Thanks, @JasonHines, for this excellent, compact essay.
I have never been clear on how, except for obvious markers, one would certify this as it pertains to white supremacy: “We’re not as bad as we used to be.”
I’d argue when Black people entered this land mass in 1619, we were dominated by people classified as white, and today, over 400 years later, we are dominated by people classified as white. One could say, then, on this meta-qualifier — the one which counts the most — absolutely nothing has changed.
I think this statement — “We’re not as bad as we used to be” — rewards and sates white consciences, somewhat akin to the manner, I hypothesize, that, when someone says, at the end of a brief chat, “Those were the good old days,” they briefly get a hit of dopamine.
Stated another way, I think, in order to agree with this statement, I would need a large set of more reductive adjectives than “bad” applied and utilized; i.e., ones which lend themselves to quantification, first.

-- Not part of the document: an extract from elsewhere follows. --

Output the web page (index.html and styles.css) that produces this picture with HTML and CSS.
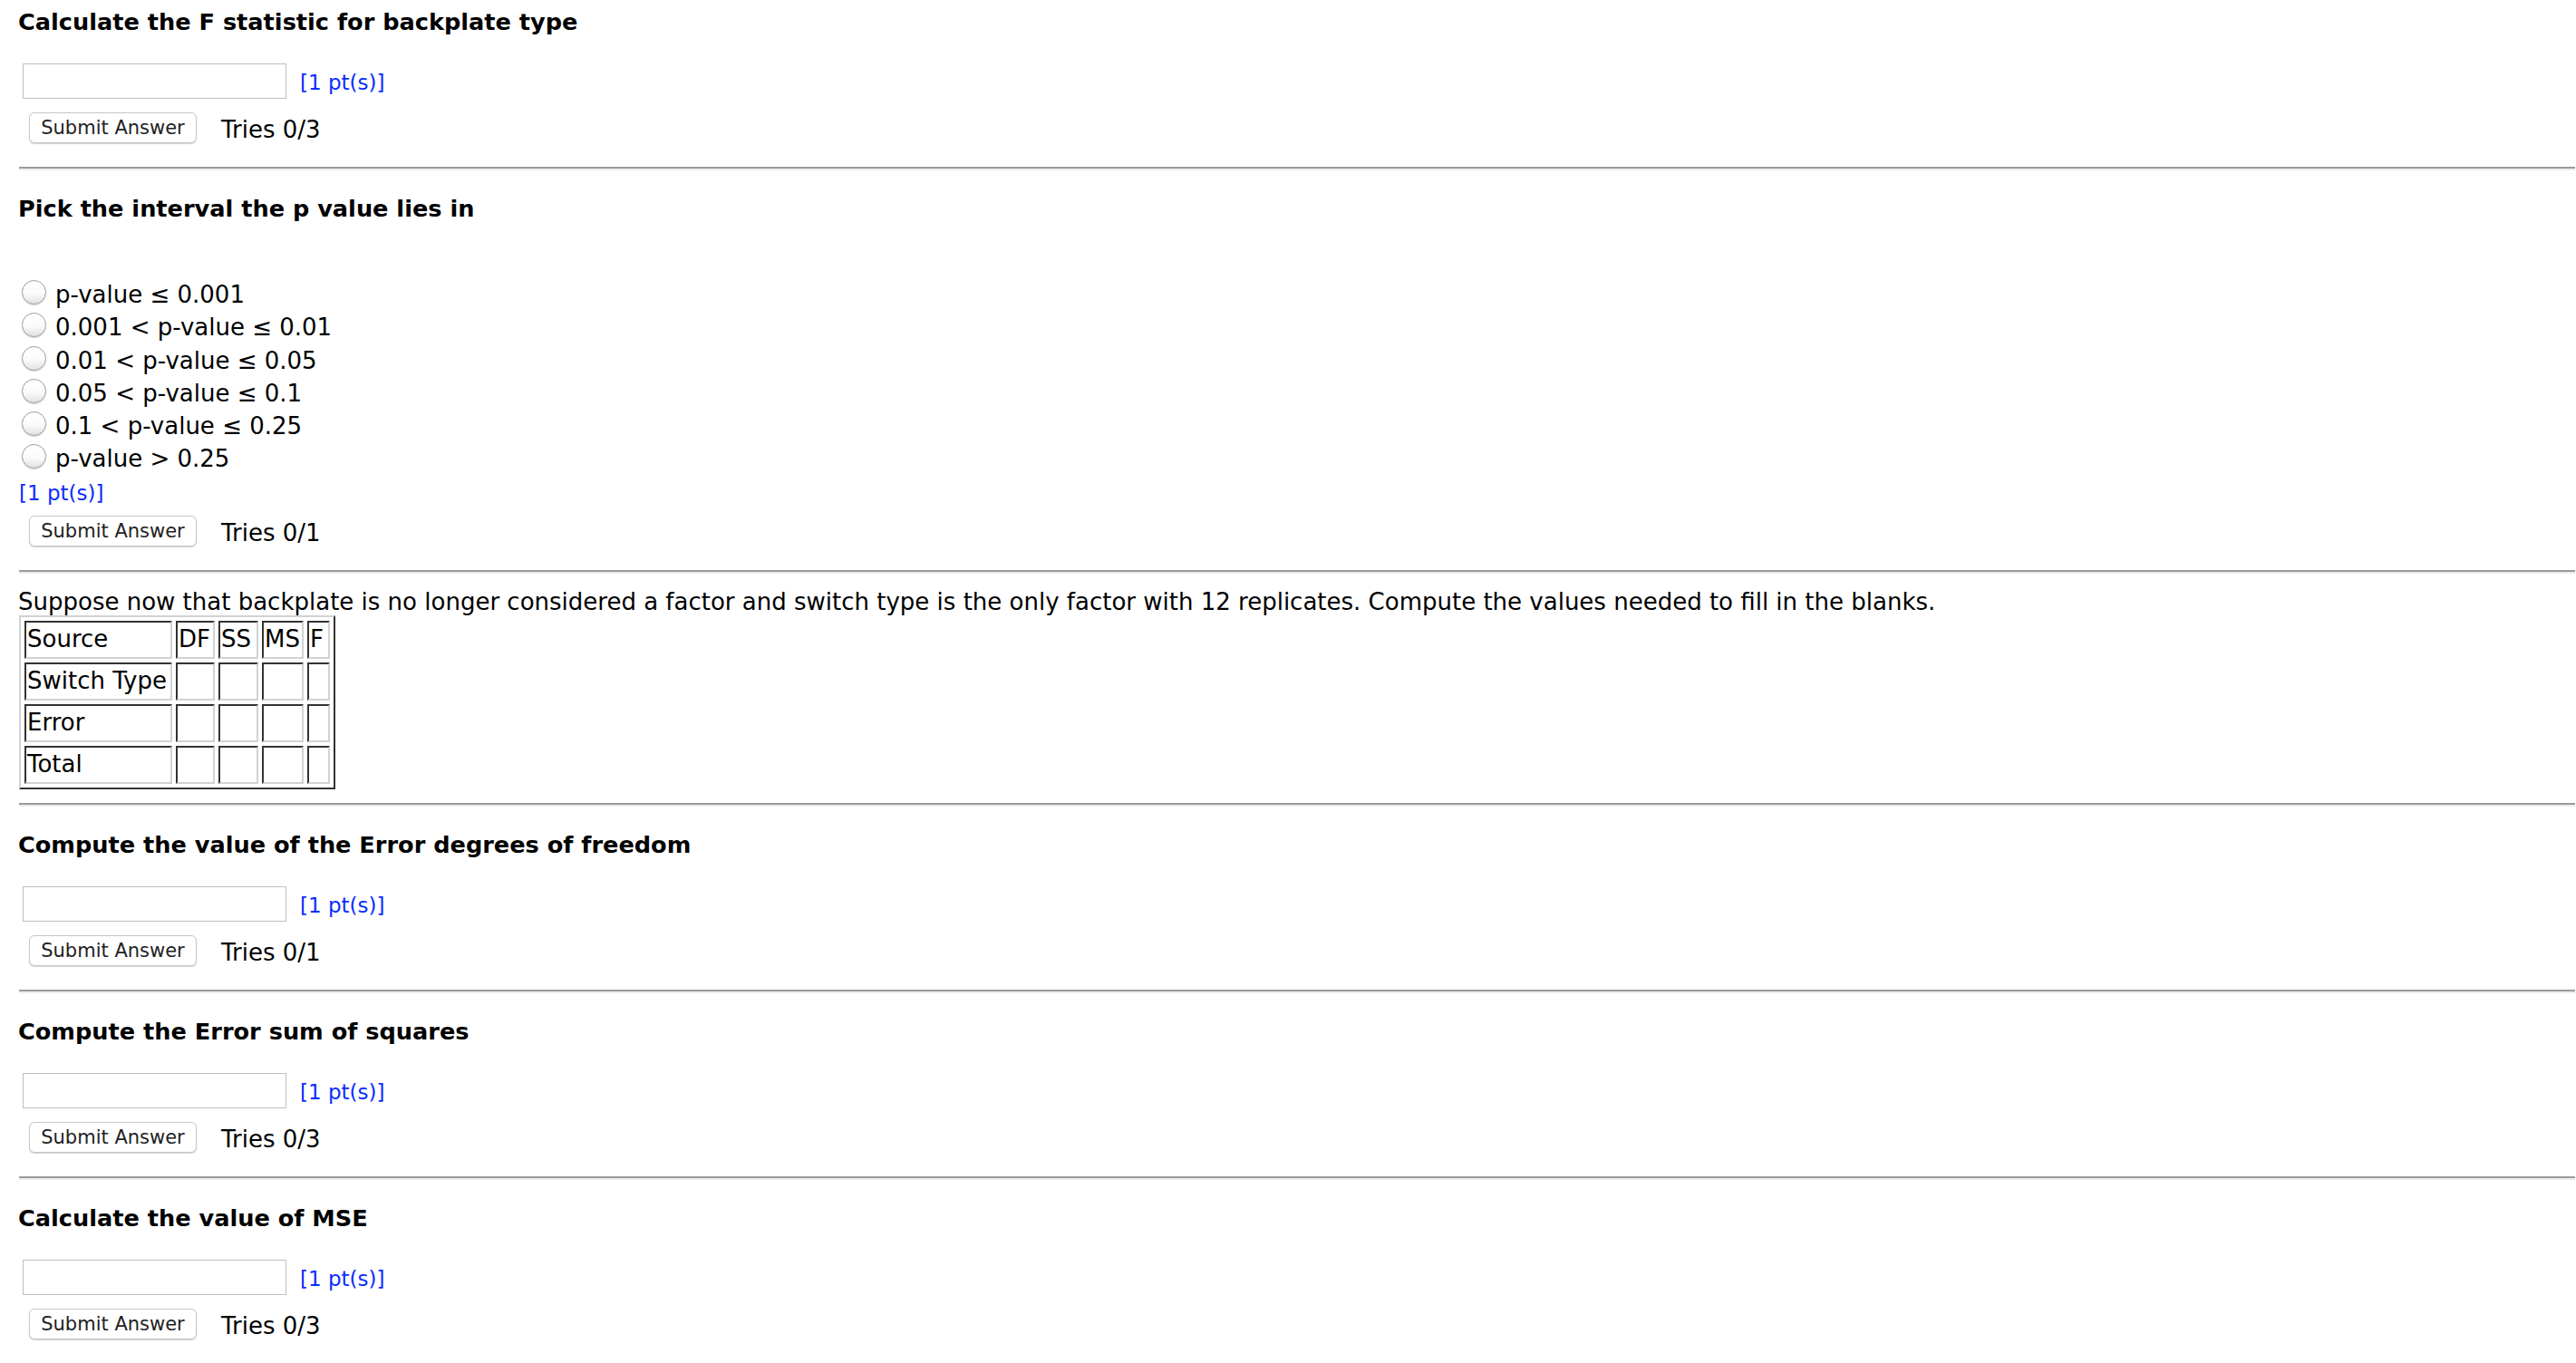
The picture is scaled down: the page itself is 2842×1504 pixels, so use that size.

In other words, what are the ills which beset non-white people under race? Whatever they may be, what are their quantified imperatives?
E.g.:
Are Black people, per capita, more, or less, lead-filled?
Are Black people more, or less, land-endowed?
When compared to white-owned land, are those lands more or less likely to be subsident, or challenged in other quantifiable ways?
Etc., etc.
With enough of these quantifications — there could be thousands, or hundreds of thousands of them — and, subsequently, followed by a roster of qualifying adjectives — thousands, or hundreds of thousands of them — I think, then, one might start to properly discern the question of whether “we” are not as bad as we used to be.
Any other approach, to my ears — especially when it comes from people classified as white — is suspect and glib.